Theologian Karl Barth wrote, “where the church ends, not by a human act but by a divine decree there is its beginning. When its unrighteousness is exposed there its righteousness dawns. The divine demolition of any church means that every church rises as sign posts, thresholds, and doors of hope.” 

Peter was just devastated. He was so positive that his faith was strong, he was so sure that he wouldn't fail, but he betrayed Jesus. Some of us betray Jesus by our silence, some of us loudly like Peter. Some of us betray our neighbors, betray our principles, betray our conscience, convince ourselves that what we are doing is good, even though we see the bitter consequences of our actions. Seeing Jesus again however, and the message that Jesus sent to him, the message of those fish. Peter didn't have to be told twice. In the water Peter splashed, probably broke the record for the quickest swim to the shore. 

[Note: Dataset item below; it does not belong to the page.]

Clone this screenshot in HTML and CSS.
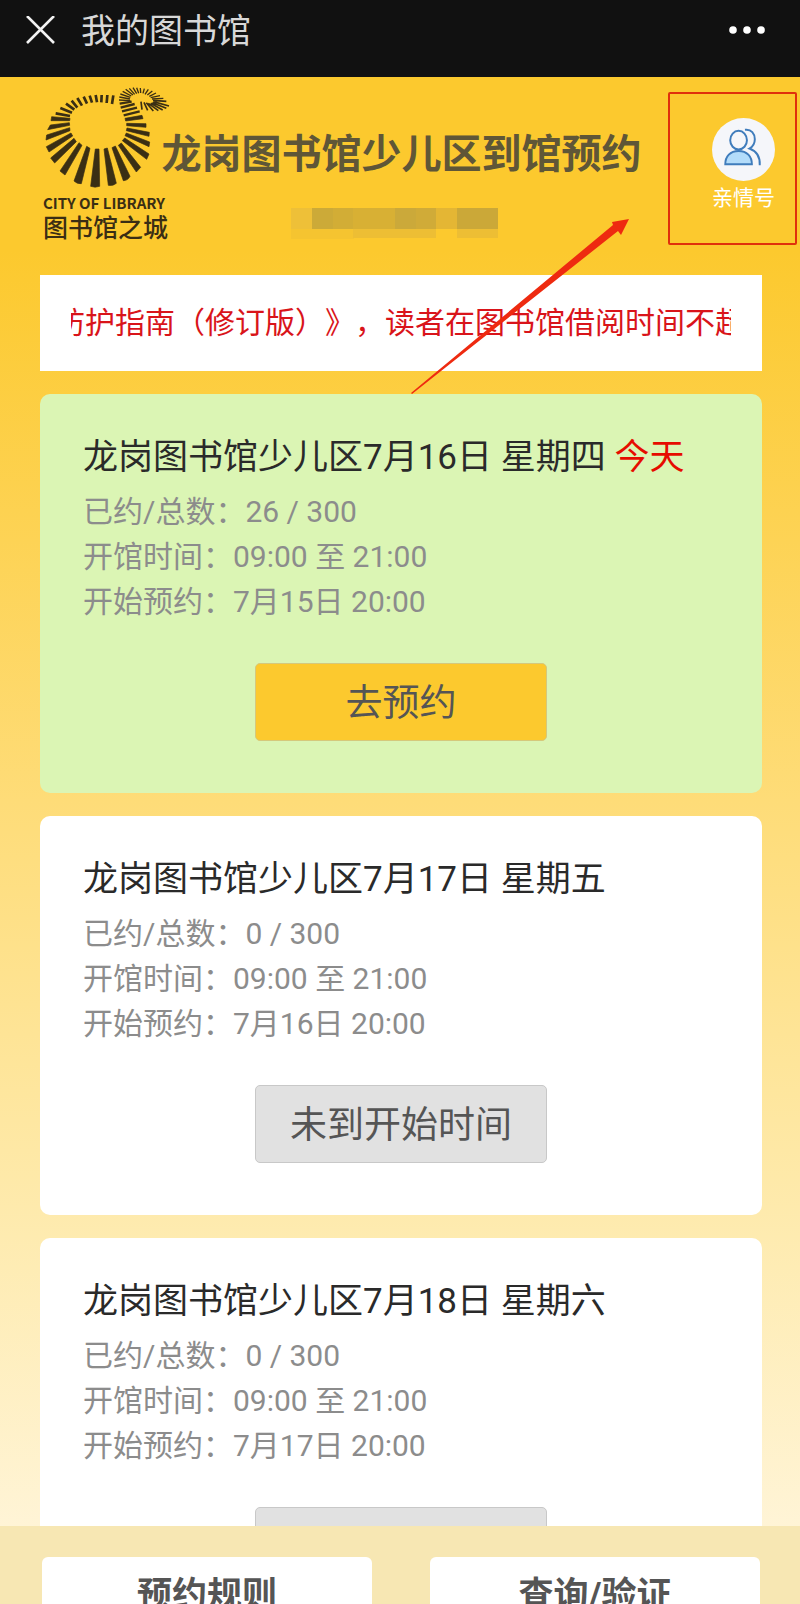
FILE: index.html
```html
<!DOCTYPE html>
<html lang="zh-CN">

<head>
    <meta charset="UTF-8">
    <meta name="viewport" content="width=device-width, initial-scale=1.0">
    <title>我的图书馆</title>
    <link rel="stylesheet" href="styles.css">
</head>

<body>
    <div class="page">
        <header class="topbar">
            <button class="icon-btn" type="button" aria-label="关闭">
                <svg width="30" height="30" viewBox="0 0 30 30" fill="none" stroke="#f2f2f2" stroke-width="2.6">
                    <path d="M1 0 28 27M28 0 1 27" />
                </svg>
            </button>
            <span class="topbar-title">我的图书馆</span>
            <button class="icon-btn more" type="button" aria-label="更多">
                <svg width="38" height="10" viewBox="0 0 38 10" fill="#fff">
                    <circle cx="5" cy="4" r="3.8" />
                    <circle cx="19" cy="4" r="3.8" />
                    <circle cx="33" cy="4" r="3.8" />
                </svg>
            </button>
        </header>

        <main class="content">
            <section class="banner">
                <div class="logo">
                    <svg class="logo-mark" viewBox="38 30 384 312" fill="#3a2e14" stroke="#3a2e14" aria-hidden="true">
                        <!-- long rays -->
                        <g stroke-width="2" stroke-linejoin="round">
                            <path d="M64 125 62 137 118 137 119 130Z" />
                            <path d="M60 150 52 164 118 151 117 143Z" />
                            <path d="M49 180 47 195 119 167 118 158Z" />
                            <path d="M48 215 56 231 127 183 122 174Z" />
                            <path d="M61 249 73 264 138 200 131 190Z" />
                            <path d="M89 288 104 300 155 211 146 203Z" />
                            <path d="M131 318Q141 328 153 326L179 220 169 214Z" />
                            <path d="M181 334Q194 339 208 334L206 222 195 222Z" />
                            <path d="M234 331Q248 334 258 325L231 219 221 222Z" />
                            <path d="M279 317Q292 317 299 304L255 213 245 218Z" />
                            <path d="M318 291 331 277 273 204 264 211Z" />
                            <path d="M349 253 356 237 283 189 276 197Z" />
                            <path d="M356 215 358 201 288 174 284 182Z" />
                            <path d="M356 184 357 172 290 159 288 167Z" />
                            <path d="M347 157 347 146 289 145 289 152Z" />
                            <path d="M338 131 335 121 284 130 286 138Z" />
                        </g>
                        <!-- short rays of the ring and the neck -->
                        <path fill="none" stroke-width="8" d="M249 61 245 87M231 60 229 84M214 60 213 82M196 60 200 82M178 62 185 83M160 65 170 86M141 69 155 92M124 77 141 98M107 86 132 104M90 99 125 113M76 115 119 123" />
                        <path fill="none" stroke-width="7" d="M328 109 280 121M320 98 275 109M313 87 271 98M304 80 268 86" />
                        <!-- head -->
                        <path fill="none" stroke-width="4" d="M266 75 300 77M267 66 299 72M270 57 300 67M277 49 303 63M286 43 308 60M297 40 313 58M308 38 319 56M319 38 325 55M330 39 331 54M342 41 338 55M354 43 344 58M366 48 351 60M377 54 357 64M389 62 361 68M399 70 365 72" />
                        <path fill="none" stroke-width="5" d="M408 79 368 76M416 93 369 80M408 100 366 83M397 105 361 85M384 107 354 85M369 108 348 83M352 106 341 82M335 104 332 80" />
                    </svg>
                    <span class="logo-en">CITY OF LIBRARY</span>
                    <span class="logo-cn">图书馆之城</span>
                </div>
                <div class="banner-main">
                    <h1>龙岗图书馆少儿区到馆预约</h1>
                    <svg class="masked-name" width="222" height="32" viewBox="0 0 222 32" aria-hidden="true">
                        <path fill="#eec038" d="M0 0h21v21H0z" />
                        <path fill="#f5c430" d="M0 21h63v10H0z" />
                        <path fill="#ccaa38" d="M21 0h21v21H21z" />
                        <path fill="#d2ad36" d="M42 0h20v21H42z" />
                        <path fill="#d8b034" d="M62 0h42v21H62z" />
                        <path fill="#cba93a" d="M104 0h21v21h-21z" />
                        <path fill="#d0ab38" d="M125 0h20v21h-20z" />
                        <path fill="#e4b634" d="M145 0h21v21h-21z" />
                        <path fill="#cba838" d="M166 0h41v21h-41z" />
                        <path fill="#edbe34" d="M62 21h83v9H62zM166 21h41v9h-41z" />
                    </svg>
                </div>
                <a class="family" href="#family">
                    <svg width="63" height="63" viewBox="0 0 64 64" fill="none" stroke="#3f7cbc" stroke-width="2">
                        <circle cx="32" cy="32" r="32" fill="#f5f6fa" stroke="none" />
                        <path d="M33.500 12C40 11 43.500 16 43.500 21.500C43.500 25.500 41.500 29 38 31C45 33.500 49 39 48.500 48" />
                        <path fill="#b3dcfa" d="M13.500 47C13.500 39 18.500 33.500 27 33.500S40.500 39 40.500 47Z" />
                        <ellipse cx="27" cy="22.500" rx="8.500" ry="9.500" fill="#f5f6fa" />
                    </svg>
                    <span>亲情号</span>
                </a>
                <div class="highlight"></div>
                <svg class="arrow" width="222" height="178" viewBox="0 0 222 178" fill="#ee2a10" aria-hidden="true">
                    <path d="M1 175 203 7 202 4 219 1 211 17 208 13 2 176Z" />
                </svg>
            </section>

            <div class="notice">
                <p>防护指南（修订版）》，读者在图书馆借阅时间不超过</p>
            </div>

            <article class="card today">
                <h2>龙岗图书馆少儿区7月16日 星期四 <em>今天</em></h2>
                <p>已约/总数：26 / 300</p>
                <p>开馆时间：09:00 至 21:00</p>
                <p>开始预约：7月15日 20:00</p>
                <button class="book-btn" type="button">去预约</button>
            </article>

            <article class="card">
                <h2>龙岗图书馆少儿区7月17日 星期五</h2>
                <p>已约/总数：0 / 300</p>
                <p>开馆时间：09:00 至 21:00</p>
                <p>开始预约：7月16日 20:00</p>
                <button class="book-btn" type="button" disabled>未到开始时间</button>
            </article>

            <article class="card">
                <h2>龙岗图书馆少儿区7月18日 星期六</h2>
                <p>已约/总数：0 / 300</p>
                <p>开馆时间：09:00 至 21:00</p>
                <p>开始预约：7月17日 20:00</p>
                <button class="book-btn" type="button" disabled>未到开始时间</button>
            </article>
        </main>

        <footer class="bottombar">
            <button type="button">预约规则</button>
            <button type="button">查询/验证</button>
        </footer>
    </div>
</body>

</html>
```
FILE: styles.css
```css
:root {
    --yellow: #fcc92e;
    --text-color: #2a2a2a;
    --muted-color: #8c8c8c;
    --button-text: #555;
    --font-family: Roboto, 'Noto Sans CJK SC', sans-serif;
}

* {
    box-sizing: border-box;
    margin: 0;
    padding: 0;
}

body {
    font-family: var(--font-family);
    color: var(--text-color);
}

button {
    font-family: inherit;
    border: none;
    cursor: pointer;
}

.page {
    display: flex;
    flex-direction: column;
    height: 100vh;
    overflow: hidden;
}

/* Top bar */
.topbar {
    flex: none;
    display: flex;
    align-items: center;
    height: 77px;
    padding: 0 34px 16px 26px;
    background-color: #111;
}

.icon-btn {
    display: flex;
    background: none;
}

.topbar-title {
    margin-left: 25px;
    font-size: 34px;
    line-height: 40px;
    color: #d8d8d8;
}

.more {
    margin-left: auto;
}

.content {
    flex: 1;
    min-height: 0;
    overflow: hidden;
    padding: 0 38px 0 40px;
    background: linear-gradient(var(--yellow) 12%, #fedc78 50%, #feebb0 80%, #fff4d6);
}

.banner {
    position: relative;
    display: flex;
    height: 198px;
    margin-right: -38px;
}

.logo {
    display: flex;
    flex-direction: column;
    width: 121px;
    padding: 8px 0 0 3px;
    color: #3a2e14;
    white-space: nowrap;
}

.logo-mark {
    flex: none;
    width: 128px;
    height: 104px;
}

.logo-en {
    margin-top: 4px;
    font-family: 'Noto Sans CJK SC', sans-serif;
    font-size: 15px;
    font-weight: 700;
    line-height: 20px;
}

.logo-cn {
    font-size: 25px;
    font-weight: 500;
    line-height: 32px;
}

.banner-main {
    flex: 1;
    display: flex;
    flex-direction: column;
    align-items: center;
    padding-top: 54px;
}

h1 {
    font-size: 40px;
    font-weight: 700;
    line-height: 48px;
    color: #5f5637;
    white-space: nowrap;
}

.masked-name {
    margin-top: 29px;
}

.family {
    display: flex;
    flex-direction: column;
    align-items: center;
    width: 158px;
    padding: 41px 14px 0 59px;
    font-size: 21px;
    line-height: 34px;
    color: #fff;
    text-decoration: none;
    white-space: nowrap;
}

.highlight {
    position: absolute;
    top: 15px;
    right: 3px;
    width: 129px;
    height: 153px;
    border: 2px solid #e0300c;
    border-radius: 2px;
}

.arrow {
    position: absolute;
    top: 141px;
    right: 168px;
    z-index: 1;
}

.notice {
    height: 96px;
    padding: 24px 31px;
    background-color: #fff;
}

.notice p {
    overflow: hidden;
    font-size: 30px;
    line-height: 48px;
    color: #d9141a;
    white-space: nowrap;
    text-indent: -16px;
    text-spacing-trim: space-all;
}

/* Day cards */
.card {
    margin-top: 23px;
    padding: 39px 43px 52px;
    background-color: #fff;
    border-radius: 10px;
}

.card.today {
    background-color: #dbf5b4;
}

.card h2 {
    margin-bottom: 6px;
    font-size: 35px;
    font-weight: 400;
    line-height: 50px;
    white-space: nowrap;
}

.card em {
    font-style: normal;
    color: #e60c00;
}

.card p {
    font-size: 30px;
    line-height: 45px;
    color: var(--muted-color);
}

.book-btn {
    display: block;
    width: 292px;
    height: 78px;
    margin: 39px auto 0;
    padding-bottom: 4px;
    border: 1px solid #c8c8c8;
    border-radius: 5px;
    background-color: #e1e1e1;
    font-size: 37px;
    color: var(--button-text);
}

.today .book-btn {
    border-color: #d5c87c;
    background-color: var(--yellow);
}

/* Bottom bar */
.bottombar {
    flex: none;
    display: flex;
    gap: 58px;
    height: 78px;
    padding: 31px 40px 0 42px;
    overflow: hidden;
    background-color: #f7e7b3;
}

.bottombar button {
    flex: 1;
    height: 72px;
    padding-bottom: 4px;
    border-radius: 6px;
    background-color: #fff;
    font-size: 35px;
    font-weight: 700;
    color: var(--button-text);
}
```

As the light began to dawn on that morning on that beach, Jesus reminded Peter again that he is and always will be a beloved child of God. That his call isn't conditioned on his perfection. That he was always called just as God had made him. He knew that the other disciples would need Peter's leadership. Peter was always perfect in his imperfection. His one task was to feed and care for others, as Jesus had cared for him. 

So, there they sat that morning on the beach.  Peter's love rekindled once again. Jesus eating with his disciples is the same way we eat the eucharistic meal, with the risen Christ reminding us we are beloved children of God, and there is world that needs us badly. 

Like Peter, we are invited to enter into the waters of baptism, to swim to shore and share a meal of love with Jesus and with his followers. Naked we are clothed, hungry we are fed, cold we are warmed by the fire, lonely we are brought into the family, guilt ridden we are forgiven, without hope we are enveloped in grace, broken we are restored, purposeless, we are given a vision, and our fire rekindled.

Jesus still calls to us on that shore, a blazing fire on the beach.